As Nadar recalls in his memoirs, ‘So, according to Balzac, every body in nature is composed of a series of spectra, in layers superimposed ad infinitum, foliated in infinitesimal films, in every sense in which the optic perceives this body. (...) Each Daguerrian operation thus surprised, detached and retained by applying it one of the layers of the objected body. Hence for the said body, and with each renewed operation, the obvious loss of one of its spectra, that is to say of a part of its constitutive essence’.
The objects in the Mme Hanska poster series form a ‘Chinese portrait’ of the artist Aurélien Mole. They reflect his interest in specific objects that resonate with the present day. These objects are photographed against a neutral background, illuminated by computer or tablet screens.
Here, an opium den headrest in the shape of a cat. A hole in the animal's rump allows it to be filled with hot water to enhance the comfort of the person lying down, following the course of his smoky reveries. The cat has colonised our homes as much as the Internet, and is one of the most commonly used meme.
Here is a scale model of the Jamais contente, the first car to break the symbolic 100km/h barrier on 29 April 1899. On that day, you can imagine it backfiring, hurtling along the Achères plain in the Yvelines at incredible speed. Its shell-like shape made a clean break with horse-drawn carts, linking the wartime technological imagination with the early development of the motor car. In truth, this new speed record was achieved in virtual silence, the Jamais contente being an electric car. A technology quickly supplanted by the internal combustion engine.
Finally, a Harley Benton effects pedal for electric guitar. This is a delay pedal that allows the musician to create short echo-like loops of sound. The settings allow you to modulate the speed and volume of the repetition and control its attenuation over time. Using this effect forces the musician to play in mirror image. Knowing that the sound will immediately be reflected back to him, he has to create harmonies and dissonances whose stacking he has to anticipate. In the context of live music, delay introduces a brief memory of past sounds that disturbs or enriches the present moment of the performance.

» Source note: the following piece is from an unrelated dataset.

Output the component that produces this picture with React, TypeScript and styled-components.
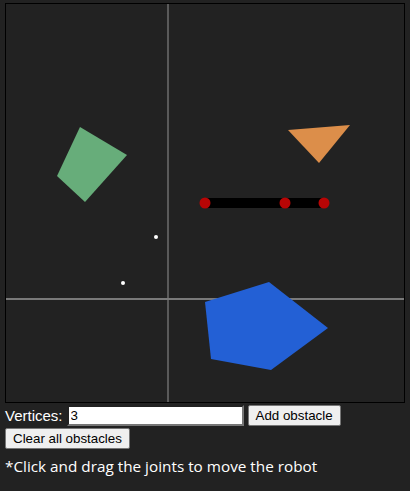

All these objects have been found online and, as a result, have left traces that are fragments of a portrait of the artist as consumer. These fragments are compiled to form a horizon of commercial interests that enable certain brands to target more precisely the person to whom they are trying to sell their product. These pieces of code are known as ‘cookies’, and are used to track the browsing habits of individuals. In homage to Balzac, they could just as easily have been called ‘spectres’.
If you pay close attention, you can make out silhouettes underneath the poster, fragmentary counter-forms of the logos of the digital companies that lovingly collect our spectres. Just as Ewelina Hanska kept a daguerreotype of Honoré de Balzac.